This was David Bartlett’s statement ending, or so we thought, support for the Gunns pulp mill in June last year: “The government has drawn a line in the sand regarding any future government involvement in this project.”
And in July last year: “The Tasmanian people have a right to say ‘enough is enough’ … The Tasmanian government will no longer be involved in this project.”
Little wonder, then, that Tasmanians were bemused to learn this week that Bartlett’s Treasurer Michael Aird was in Europe with Gunns chairman John Gay to help sell the $2billion mill to potential financiers.
Last week, it emerged that Bartlett had sent a letter to Gay for him to share with prospective financiers and joint venture partners in the project. Written in May, it suggests that enough is not nearly enough after all. Bartlett’s letter reads: “The Tasmanian government views the Bell Bay pulp mill project as a critical downstream processing initiative. We are fully supportive of the project proceeding. I am happy to meet with or provide further information to any interested party that may be associated with your proposed financing structure.”

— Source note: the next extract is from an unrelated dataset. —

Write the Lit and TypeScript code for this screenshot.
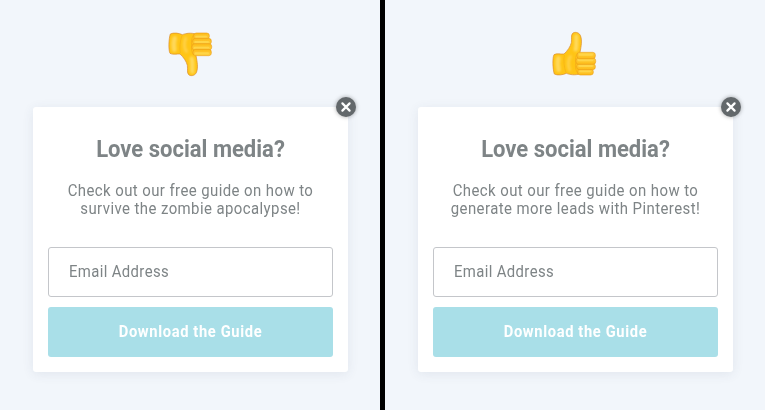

So has Bartlett’s line shifted and if so why? Certainly the Premier had never said he didn’t support the mill. In fact, he has repeatedly pointed out that he voted for former premier Paul Lennon’s much despised fast-track approvals process for the mill.
And Bartlett insists there is no change to his position that there will be no further financial support for the mill. Aird’s European trip will cost $50,000, but he insists speaking to Gunns’ potential financiers is not the main reason for the journey. Aird won’t reveal the chief reason, but it is thought to be helping to secure a mining and processing plant proposed for Tasmania’s northwest coast, potentially employing hundreds.

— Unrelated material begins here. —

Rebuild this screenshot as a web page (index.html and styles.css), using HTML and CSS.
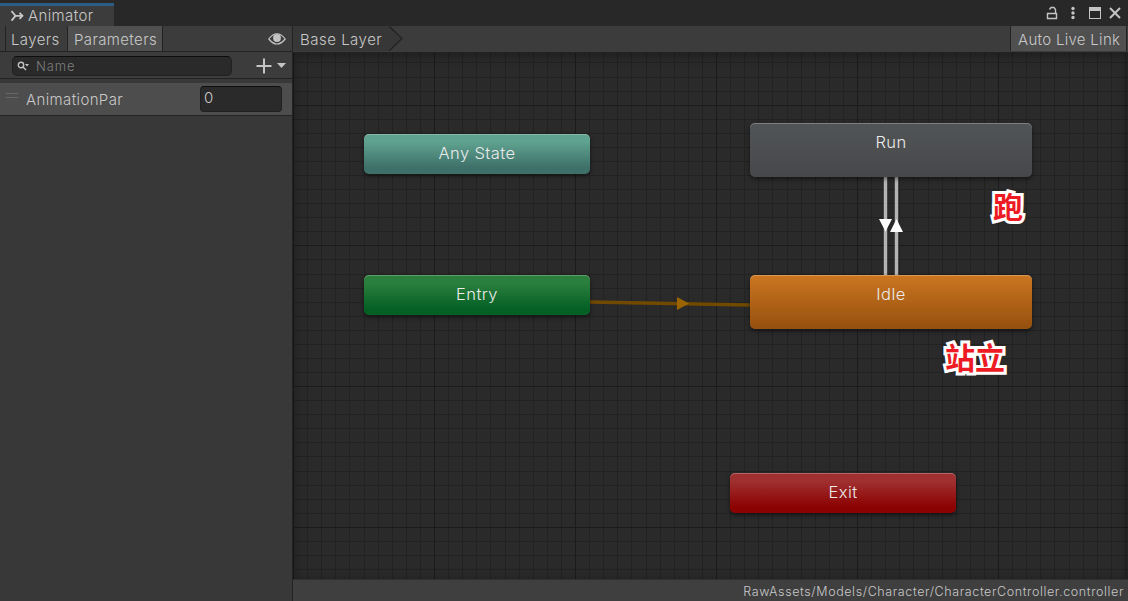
FILE: index.html
```html
<!DOCTYPE html>
<html lang="en">
  <head>
    <meta charset="UTF-8" />
    <meta name="viewport" content="width=device-width, initial-scale=1.0" />
    <title>Animator</title>
    <link rel="stylesheet" href="styles.css">
  </head>
  <body>
    <div class="window">
      <header class="titlebar">
        <div class="tab">
          <svg class="tab-icon" width="14" height="12" viewBox="0 0 14 12">
            <path d="M1.5 1 L5.5 5.8 H12 M1.5 10.6 L5.5 5.8" />
            <path d="M9.5 2.8 L12.5 5.8 L9.5 8.8" />
          </svg>
          <span>Animator</span>
        </div>
        <div class="window-buttons">
          <svg class="lock" width="12" height="14" viewBox="0 0 12 14">
            <path d="M1.5 7.5 H10.5 V12.5 H1.5 Z M9.5 7.5 V3.5 L8 1.5 H5 L3.5 3.5" />
          </svg>
          <svg class="filled menu" width="4" height="14" viewBox="0 0 4 14">
            <circle cx="2" cy="2.5" r="1.7" />
            <circle cx="2" cy="7" r="1.7" />
            <circle cx="2" cy="11.5" r="1.7" />
          </svg>
          <svg class="filled" width="12" height="14" viewBox="0 0 12 14">
            <path fill-rule="evenodd" d="M0 1 H12 V13 H0 Z M1 5 V12 H11 V5 Z" />
          </svg>
          <svg class="close" width="12" height="14" viewBox="0 0 12 14">
            <path d="M1 2 L11 12 M11 2 L1 12" />
          </svg>
        </div>
      </header>

      <div class="content">
        <aside class="sidebar">
          <div class="toolbar">
            <div class="toggle">Layers</div>
            <div class="toggle toggle-on">Parameters</div>
            <svg class="eye" width="18" height="12" viewBox="0 0 18 12">
              <path d="M.8 6 Q9 -4.5 17.2 6 Q9 16 .8 6 Z" />
              <circle cx="9" cy="5" r="3.9" />
            </svg>
          </div>
          <div class="search-row">
            <div class="search">
              <svg width="13" height="10" viewBox="0 0 13 10">
                <circle cx="4" cy="4" r="2.7" />
                <path d="M6 6 L9 9" />
                <path class="caret" d="M8 3 H12 L10 5.4 Z" />
              </svg>
              <span>Name</span>
            </div>
            <svg class="add" width="31" height="16" viewBox="0 0 31 16">
              <path d="M8 .5 V15.5 M.5 8 H15.5" />
              <path class="caret" d="M21 5 H30 L25.5 10 Z" />
            </svg>
          </div>
          <div class="parameter">
            <div class="handle"></div>
            <span class="parameter-name">AnimationPar</span>
            <div class="parameter-value">0</div>
          </div>
        </aside>

        <main class="graph">
          <div class="breadcrumb-bar">
            <div class="breadcrumb">Base Layer</div>
            <svg class="breadcrumb-arrow" width="15" height="25" viewBox="0 0 15 25">
              <path class="arrow-fill" d="M0 0 L13 12.5 L0 25 Z" />
              <path class="arrow-line" d="M0 0 L13 12.5 L0 25" />
            </svg>
            <div class="live-link">Auto Live Link</div>
          </div>
          <div class="canvas">
            <svg class="transitions" width="835" height="527" viewBox="0 0 835 527">
              <path class="line" d="M592.5 124 V222 M603.5 124 V222" />
              <path class="arrow" d="M586 166 H599 L592.5 178.5 Z M597 179 H610 L603.5 166 Z" />
              <path class="entry-line" d="M297 249 L457 252" />
              <path class="entry-arrow" d="M384 244 L396 250.5 L384 257 Z" />
            </svg>
            <div class="state any-state">Any State</div>
            <div class="state run">Run</div>
            <div class="state entry">Entry</div>
            <div class="state idle">Idle</div>
            <div class="state exit">Exit</div>
            <div class="note note-run">跑</div>
            <div class="note note-idle">站立</div>
          </div>
          <footer class="asset-path">RawAssets/Models/Character/CharacterController.controller</footer>
        </main>
      </div>
    </div>
  </body>
</html>
```
FILE: styles.css
```css
* {
  box-sizing: border-box;
}

body {
  margin: 0;
  font-family: Inter, "Noto Sans CJK SC", sans-serif;
  font-size: 15px;
  font-weight: 350;
  letter-spacing: 0.38px;
  color: #c8c8c8;
  background-color: #383838;
}

svg {
  display: block;
  flex: none;
}

.window {
  display: flex;
  flex-direction: column;
  height: 601px;
  overflow: hidden;
}

.titlebar {
  display: flex;
  justify-content: space-between;
  height: 26px;
  padding-top: 3px;
  background-color: #282828;
}

.tab {
  display: flex;
  align-items: center;
  width: 114px;
  padding-left: 10px;
  border-top: 3px solid #2c5d87;
  line-height: 18px;
  background-color: #3c3c3c;
}

.tab-icon {
  margin-right: 4px;
  fill: none;
  stroke: #c8c8c8;
  stroke-width: 1.8;
}

.window-buttons {
  display: flex;
  gap: 8px;
  padding: 3px 7px 0 0;
  fill: none;
  stroke: #c4c4c4;
  stroke-width: 1.4;
}

.window-buttons .lock {
  margin-right: 5px;
}

.window-buttons .menu {
  margin-right: 6px;
}

.window-buttons .filled {
  fill: #c4c4c4;
  stroke: none;
}

.window-buttons .close {
  stroke-width: 2;
}

.content {
  display: flex;
  flex: 1;
  min-height: 0;
}

.sidebar {
  width: 293px;
  border-right: 1px solid #232323;
}

.toolbar {
  display: flex;
  align-items: center;
  height: 26px;
  padding-left: 5px;
  border-bottom: 1px solid #232323;
  background-color: #3c3c3c;
}

.toggle {
  width: 62px;
  height: 25px;
  padding-left: 5px;
  border-left: 1px solid #232323;
  line-height: 27px;
}

.toggle-on {
  width: 96px;
  padding-left: 6px;
  border-right: 1px solid #232323;
  background-color: #505050;
}

.eye {
  margin-right: 6px;
  margin-left: auto;
  fill: none;
  stroke: #c4c4c4;
  stroke-width: 1.2;
}

.eye circle {
  fill: #c4c4c4;
  stroke: none;
}

.search-row {
  display: flex;
  align-items: center;
  height: 27px;
  padding: 1px 5px 0 12px;
  border-bottom: 1px solid #232323;
  background-color: #3c3c3c;
}

.search {
  display: flex;
  align-items: center;
  width: 220px;
  height: 20px;
  padding-left: 4px;
  border: 1px solid #212121;
  border-top-color: #0d0d0d;
  border-radius: 5px;
  font-size: 13px;
  letter-spacing: 0.9px;
  color: #7d7d7d;
  background-color: #2a2a2a;
}

.search svg {
  margin-right: 6px;
  fill: none;
  stroke: #c4c4c4;
  stroke-width: 1.4;
}

.search .caret,
.add .caret {
  fill: #c4c4c4;
  stroke: none;
}

.add {
  margin-left: auto;
  stroke: #c4c4c4;
  stroke-width: 2;
}

.parameter {
  display: flex;
  align-items: center;
  height: 33px;
  margin-top: 4px;
  padding-left: 6px;
  border-bottom: 1px solid #232323;
  background-color: #4d4d4d;
}

.handle {
  width: 12px;
  height: 5px;
  margin: -7px 8px 0 0;
  border: solid #686868;
  border-width: 1px 0;
}

.parameter-value {
  width: 82px;
  height: 26px;
  margin-right: 10px;
  margin-left: auto;
  padding-left: 3px;
  border: 1px solid #212121;
  border-top-color: #0d0d0d;
  border-radius: 4px;
  line-height: 22px;
  background-color: #2a2a2a;
}

.graph {
  display: flex;
  flex: 1;
  flex-direction: column;
  min-width: 0;
}

.breadcrumb-bar {
  display: flex;
  height: 27px;
  padding-right: 1px;
  border-bottom: 1px solid #232323;
  line-height: 27px;
  background-color: #3c3c3c;
}

.breadcrumb {
  width: 96px;
  height: 25px;
  padding-left: 7px;
  letter-spacing: 0.5px;
  white-space: nowrap;
  background-color: #373737;
}

.arrow-fill {
  fill: #373737;
}

.arrow-line {
  fill: none;
  stroke: #242424;
  stroke-width: 1.4;
}

.live-link {
  width: 117px;
  height: 25px;
  margin-left: auto;
  padding-left: 7px;
  border-right: 1px solid #232323;
  border-left: 1px solid #232323;
  letter-spacing: 0.3px;
  white-space: nowrap;
  background-color: #505050;
}

.canvas {
  position: relative;
  flex: 1;
  background-color: #2a2a2a;
  background-image:
    repeating-linear-gradient(to right, #1b1b1b 0 1px, transparent 1px 141px),
    repeating-linear-gradient(to bottom, #1b1b1b 0 1px, transparent 1px 140.7px),
    repeating-linear-gradient(to right, #222 0 1px, transparent 1px 14.1px),
    repeating-linear-gradient(to bottom, #222 0 1px, transparent 1px 14.07px);
  background-position: 0 0, 0 -89px, 0 0, 0 -89px;
  background-size: 100% 700px;
  box-shadow: inset 0 2px 12px rgba(0, 0, 0, 0.35);
}

.transitions {
  position: absolute;
  top: 0;
  left: 0;
}

.line {
  stroke: #b4b4b4;
  stroke-width: 3.4;
}

.arrow {
  fill: #fff;
}

.entry-line {
  stroke: #714a00;
  stroke-width: 3.4;
}

.entry-arrow {
  fill: #9a6500;
}

.state {
  position: absolute;
  width: 226px;
  height: 40px;
  border-radius: 5px;
  font-size: 16.5px;
  line-height: 39px;
  text-align: center;
  letter-spacing: 0.4px;
  color: #ebebeb;
  box-shadow: inset 0 1px rgba(255, 255, 255, 0.25), 0 2px 4px rgba(0, 0, 0, 0.5);
}

.any-state {
  top: 81px;
  left: 71px;
  background-image: linear-gradient(#5fa28f 20%, #3e6f68 85%);
}

.run,
.idle {
  width: 282px;
  height: 54px;
}

.run {
  top: 70px;
  left: 457px;
  background-image: linear-gradient(#515456, #47484b);
}

.entry {
  top: 222px;
  left: 71px;
  background-image: linear-gradient(#2a7f3d 20%, #056025 85%);
}

.idle {
  top: 222px;
  left: 457px;
  background-image: linear-gradient(#cc7620, #95500e);
}

.exit {
  top: 420px;
  left: 437px;
  background-image: linear-gradient(#a03030 20%, #8c0202 85%);
}

/* outlined notes on top of the graph */
.note {
  position: absolute;
  font-family: "Noto Sans CJK SC", sans-serif;
  font-size: 30px;
  font-weight: 700;
  line-height: 36px;
  letter-spacing: 0;
  color: #ed1c24;
  -webkit-text-stroke: 6px #fff;
  paint-order: stroke fill;
  stroke-linejoin: round;
}

.note-run {
  top: 134px;
  left: 700px;
}

.note-idle {
  top: 285px;
  left: 652px;
}

.asset-path {
  height: 22px;
  padding-right: 4px;
  border-top: 1px solid #303030;
  font-size: 12.5px;
  line-height: 23px;
  letter-spacing: 0.6px;
  text-align: right;
  background-color: #3f3f3f;
}
```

Even so, the implicit admission that meeting Gunns’ financiers, thought to include Nordea Bank, is part of the reason for the trip logically means that part of the cost can be attributed to it. However small, this is a breach of the Premier’s pledge.

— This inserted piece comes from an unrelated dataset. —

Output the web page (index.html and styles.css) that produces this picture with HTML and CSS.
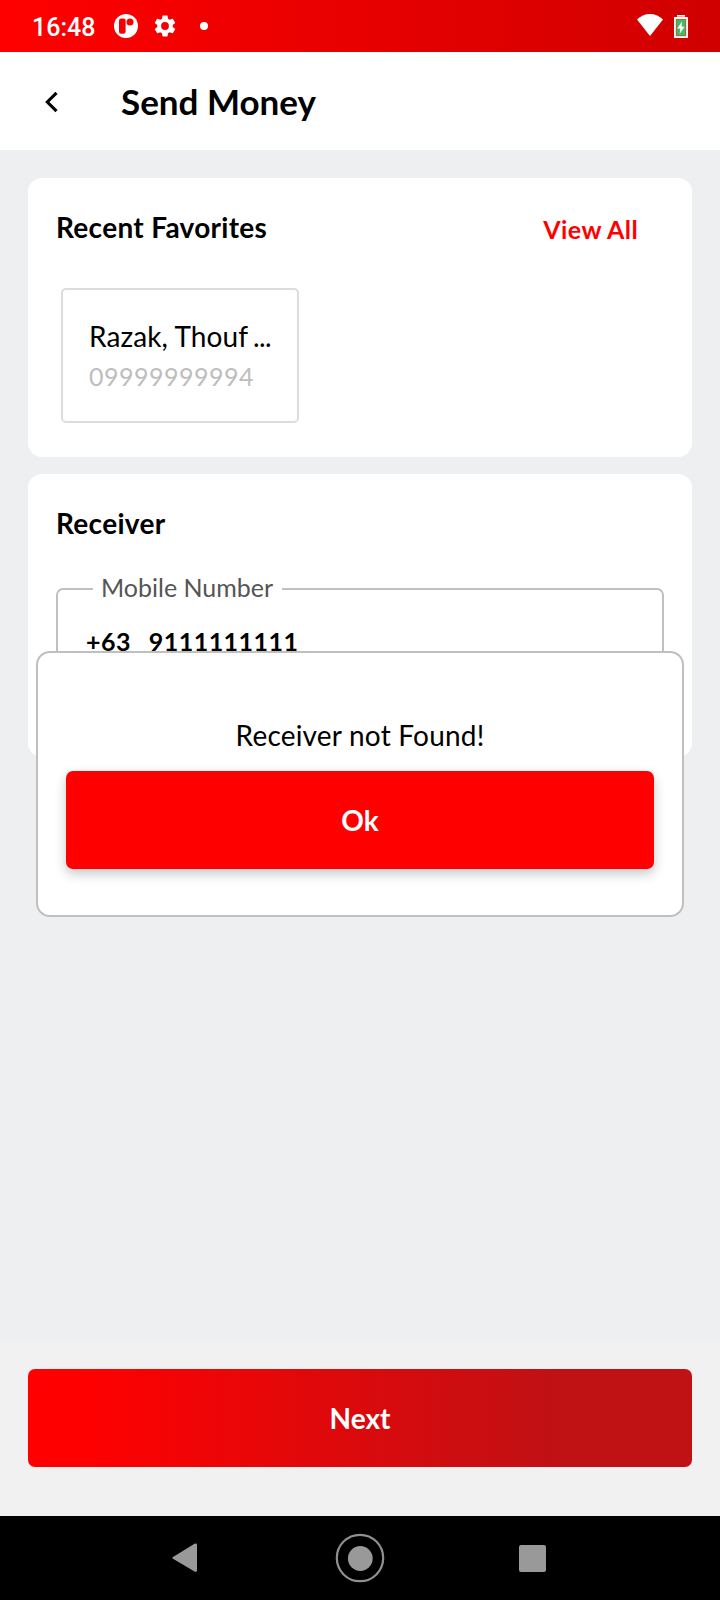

More significantly, there has undoubtedly been a 180-degree change in rhetoric on the project, matching recent glowing references for the mill from federal ministers.
Until recently the Premier’s line was that the Labor government had done enough to advance the project. Time and again, he insisted the project was entirely in Gunns’ hands and would live or die solely on whether the company could raise finance.
Apparently, flying halfway across the world to join the company chairman in reassuring bankers is not involvement with the project.
So what’s changed? For a start, manufacturing is shedding jobs, with more expected, including potentially 500 at existing pulp and paper mills in northwest Tasmania. Bartlett does not want to alienate the forestry union and timber lobby, which have shown they can mobilise with devastating political consequences (just ask Mark Latham).
More to the point, Bartlett does not want to lose traditional blue-collar Labor voters and others who, even if they don’t support the mill, may look at the job losses in manufacturing and conclude it is a necessary evil.
Labor is also keen to create a narrative at the March election that says it is the pro-jobs party, while the Greens are anti-jobs. If the project does finally die, after five long years of division and dirty deeds, the Premier clearly does not want to be blamed for tipping it over the edge by withholding a show of support.
Having backed the project and voted for its fast-track, there is an argument Bartlett could hardly turn around and refuse a Gunns request to at least explain his government’s position to financiers.
However, the cost of being seen to back-flip right back into bed with Gunns will be high.
The fast-track of the mill to sidestep a planning authority that had found the project to be critically non-compliant was rightly seen by most Tasmanians as a corruption of proper process. Many will never support the Gunns mill because of this alone, leaving aside legitimate concerns about air and water pollution in the Bass Strait and the Tamar Valley. Bartlett’s squiggle in the sand may have washed away, but he continues to walk a fine line politically.